Digital art studio Iregular has announced the launch of its latest digital public art installation, SOLSTICE, running until February 24th at Discovery Green in Houston, Texas.
SOLSTICE embodies Iregular’s ethos of combining interaction and audience experience to reflect and transmit concepts and meanings. Designed to disturb the perception of your surroundings, SOLSTICE makes you lose sense of where you actually are, somewhere between reflections, parallel dimensions and reality. A stretch of doorway-sized frames lead to a central luminous rotating fixture: the sun. Large mirrors facing each other are placed parallel to the frames, extending the space with infinite reflections. All frames and mirrors glow thanks to controllable lights, and each frame also has integrated speakers, playing an accompanying reactive soundscape.
The 250 foot interactive piece requires the audience’s collaborative strength to take control of the environment and the experience of others by interrupting the normal rotation of the sun and turning it towards a specific angle. As a result, colours and sounds smoothly change throughout the whole space.
The piece aims to explore the far-reaching consequences of human actions - a ripple effect manifests as an audiovisual reverberation, triggered when someone rotates the sun. Just as the sun affects moods, seasons, and nature, our individual decisions have effects on a global scale. Whilst we often think about how our choices can have negative repercussions on the planet, the changes we can implement as individuals have the power to influence the environment in a positive way too, and the audience-activated sound and landscape transformation of the wondrous SOLSTICE space serves as the perfect metaphor for this.
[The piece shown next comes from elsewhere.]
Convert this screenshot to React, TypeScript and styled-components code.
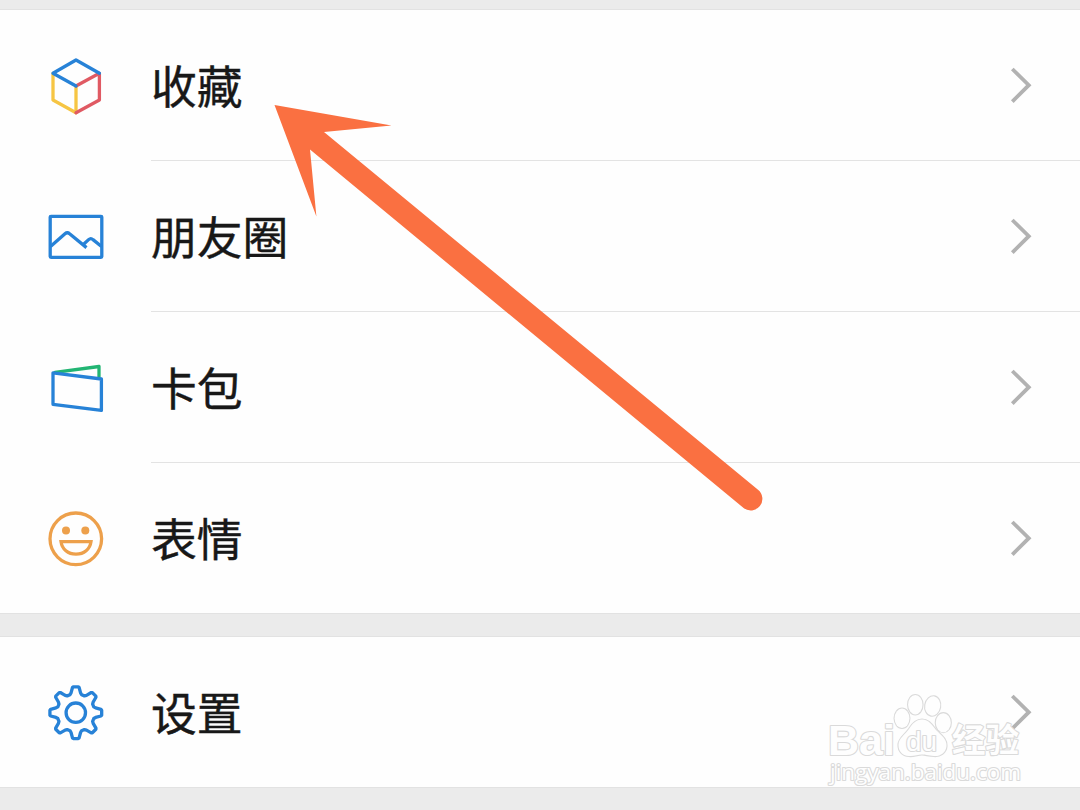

Daniel Iregui, digital artist and founder of Iregular, comments: “When you look at SOLSTICE, you see a lot of the graphical language I like to work with: repetition, frames inside frames, patterns. We strive to craft systems that allow humans to feel expressive and creative. It’s all about visualising impact, and it’s super empowering - you’re interacting with something massive, and you feel like you have an influence on the space. We love that as a metaphor for how we can affect our lives and those of others.”